[Records with interface code]
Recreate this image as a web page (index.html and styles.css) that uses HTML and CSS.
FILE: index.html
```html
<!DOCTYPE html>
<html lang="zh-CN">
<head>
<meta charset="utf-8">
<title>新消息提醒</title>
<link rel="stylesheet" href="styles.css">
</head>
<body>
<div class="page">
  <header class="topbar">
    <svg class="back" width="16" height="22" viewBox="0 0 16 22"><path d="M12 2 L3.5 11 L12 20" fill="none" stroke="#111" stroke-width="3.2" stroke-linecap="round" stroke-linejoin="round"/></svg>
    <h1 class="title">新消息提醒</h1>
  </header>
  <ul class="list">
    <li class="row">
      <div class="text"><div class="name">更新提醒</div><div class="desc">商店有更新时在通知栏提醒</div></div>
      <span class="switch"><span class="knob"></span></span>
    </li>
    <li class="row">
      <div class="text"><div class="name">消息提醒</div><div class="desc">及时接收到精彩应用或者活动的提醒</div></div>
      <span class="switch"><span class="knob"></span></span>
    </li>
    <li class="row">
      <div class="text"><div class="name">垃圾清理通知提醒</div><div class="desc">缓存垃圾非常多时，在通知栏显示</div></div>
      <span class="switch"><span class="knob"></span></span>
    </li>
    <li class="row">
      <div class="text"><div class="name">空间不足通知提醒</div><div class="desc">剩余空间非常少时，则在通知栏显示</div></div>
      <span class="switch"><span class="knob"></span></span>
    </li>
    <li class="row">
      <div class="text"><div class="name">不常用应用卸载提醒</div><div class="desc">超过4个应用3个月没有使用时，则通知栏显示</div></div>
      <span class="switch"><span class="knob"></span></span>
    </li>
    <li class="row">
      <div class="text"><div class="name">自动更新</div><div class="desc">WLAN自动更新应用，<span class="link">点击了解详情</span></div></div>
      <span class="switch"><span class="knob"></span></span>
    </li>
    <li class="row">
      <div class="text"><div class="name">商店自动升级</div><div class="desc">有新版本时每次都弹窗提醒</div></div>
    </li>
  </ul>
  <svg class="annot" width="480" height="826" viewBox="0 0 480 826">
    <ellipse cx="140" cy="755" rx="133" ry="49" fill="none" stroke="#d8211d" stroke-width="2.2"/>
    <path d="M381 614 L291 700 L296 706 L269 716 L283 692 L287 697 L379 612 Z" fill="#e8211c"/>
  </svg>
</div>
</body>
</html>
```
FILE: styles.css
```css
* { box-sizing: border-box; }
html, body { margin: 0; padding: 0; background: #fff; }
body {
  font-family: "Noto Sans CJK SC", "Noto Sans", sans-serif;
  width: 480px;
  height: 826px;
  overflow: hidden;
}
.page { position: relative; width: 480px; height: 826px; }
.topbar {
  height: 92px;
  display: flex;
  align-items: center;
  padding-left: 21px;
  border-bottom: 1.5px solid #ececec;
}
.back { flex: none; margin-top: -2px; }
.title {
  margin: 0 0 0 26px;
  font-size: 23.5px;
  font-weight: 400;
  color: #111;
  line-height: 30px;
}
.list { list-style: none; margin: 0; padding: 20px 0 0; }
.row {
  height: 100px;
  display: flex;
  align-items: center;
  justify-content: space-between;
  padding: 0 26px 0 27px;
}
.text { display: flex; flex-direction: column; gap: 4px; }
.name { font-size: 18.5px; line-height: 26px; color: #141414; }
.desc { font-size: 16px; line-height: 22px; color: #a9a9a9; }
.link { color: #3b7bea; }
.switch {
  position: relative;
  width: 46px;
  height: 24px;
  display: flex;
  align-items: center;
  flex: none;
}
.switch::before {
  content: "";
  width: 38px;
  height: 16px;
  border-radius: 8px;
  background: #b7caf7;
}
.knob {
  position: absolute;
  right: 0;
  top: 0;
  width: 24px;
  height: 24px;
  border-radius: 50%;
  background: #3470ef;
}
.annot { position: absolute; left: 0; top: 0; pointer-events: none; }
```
* * *
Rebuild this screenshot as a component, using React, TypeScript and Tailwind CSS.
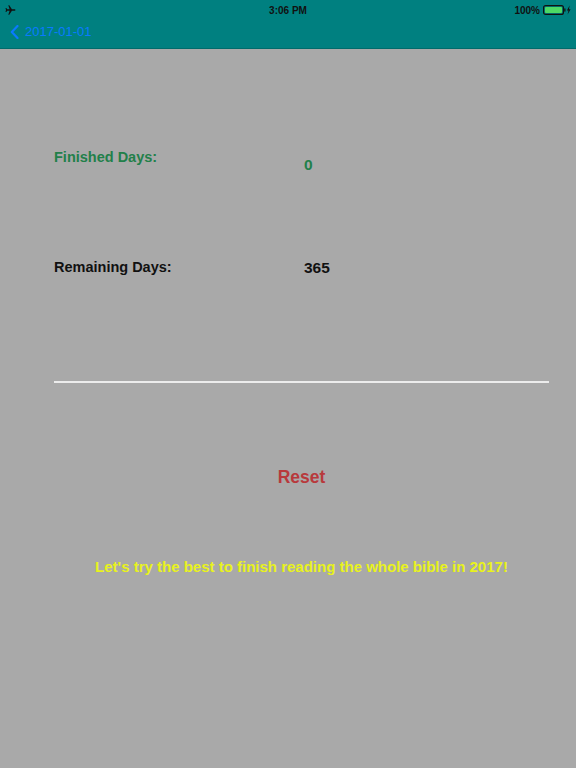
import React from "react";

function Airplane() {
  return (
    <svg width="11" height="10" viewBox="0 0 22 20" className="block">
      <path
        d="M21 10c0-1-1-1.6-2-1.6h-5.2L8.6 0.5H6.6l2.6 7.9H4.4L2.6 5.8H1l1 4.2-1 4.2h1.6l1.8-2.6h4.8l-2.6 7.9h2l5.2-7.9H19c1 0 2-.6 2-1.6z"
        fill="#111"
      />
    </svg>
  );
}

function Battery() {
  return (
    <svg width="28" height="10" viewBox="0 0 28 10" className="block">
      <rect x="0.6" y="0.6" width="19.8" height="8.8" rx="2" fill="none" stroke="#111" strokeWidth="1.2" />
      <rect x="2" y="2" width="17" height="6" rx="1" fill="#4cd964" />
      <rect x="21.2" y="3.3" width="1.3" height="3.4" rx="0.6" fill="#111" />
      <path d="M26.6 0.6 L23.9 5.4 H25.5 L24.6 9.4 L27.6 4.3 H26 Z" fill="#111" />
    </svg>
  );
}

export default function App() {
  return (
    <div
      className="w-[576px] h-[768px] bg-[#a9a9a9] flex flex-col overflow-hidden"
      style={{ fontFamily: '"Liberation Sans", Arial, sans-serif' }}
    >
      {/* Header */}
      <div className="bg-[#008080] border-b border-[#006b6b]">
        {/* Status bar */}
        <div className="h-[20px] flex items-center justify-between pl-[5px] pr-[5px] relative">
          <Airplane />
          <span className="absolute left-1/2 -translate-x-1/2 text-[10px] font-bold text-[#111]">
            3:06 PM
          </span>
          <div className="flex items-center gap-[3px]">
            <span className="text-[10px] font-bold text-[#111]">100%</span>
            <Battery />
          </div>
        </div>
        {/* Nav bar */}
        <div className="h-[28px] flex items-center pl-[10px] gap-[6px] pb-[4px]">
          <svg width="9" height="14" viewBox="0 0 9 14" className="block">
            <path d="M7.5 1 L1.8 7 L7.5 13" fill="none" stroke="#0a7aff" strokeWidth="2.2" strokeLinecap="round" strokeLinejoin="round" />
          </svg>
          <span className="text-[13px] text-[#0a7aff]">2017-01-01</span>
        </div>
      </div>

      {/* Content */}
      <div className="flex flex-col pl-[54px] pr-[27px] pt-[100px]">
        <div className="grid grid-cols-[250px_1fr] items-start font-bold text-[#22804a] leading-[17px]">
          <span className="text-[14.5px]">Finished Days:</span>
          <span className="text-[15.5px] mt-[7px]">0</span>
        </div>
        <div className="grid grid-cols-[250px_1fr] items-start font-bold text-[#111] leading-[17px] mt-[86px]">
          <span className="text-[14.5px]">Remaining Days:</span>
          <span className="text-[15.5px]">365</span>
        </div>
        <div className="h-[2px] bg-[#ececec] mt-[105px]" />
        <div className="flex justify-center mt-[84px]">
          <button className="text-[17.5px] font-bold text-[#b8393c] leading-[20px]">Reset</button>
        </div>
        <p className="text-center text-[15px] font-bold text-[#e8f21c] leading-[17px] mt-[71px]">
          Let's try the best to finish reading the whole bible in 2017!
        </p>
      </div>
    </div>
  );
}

Work to be completed
Leave the pictures out, then copy word for word only the lines from the one containing "Rebuild this screenshot" through the one containing "import React from", both included.

Task answer
Rebuild this screenshot as a component, using React, TypeScript and Tailwind CSS.
import React from "react";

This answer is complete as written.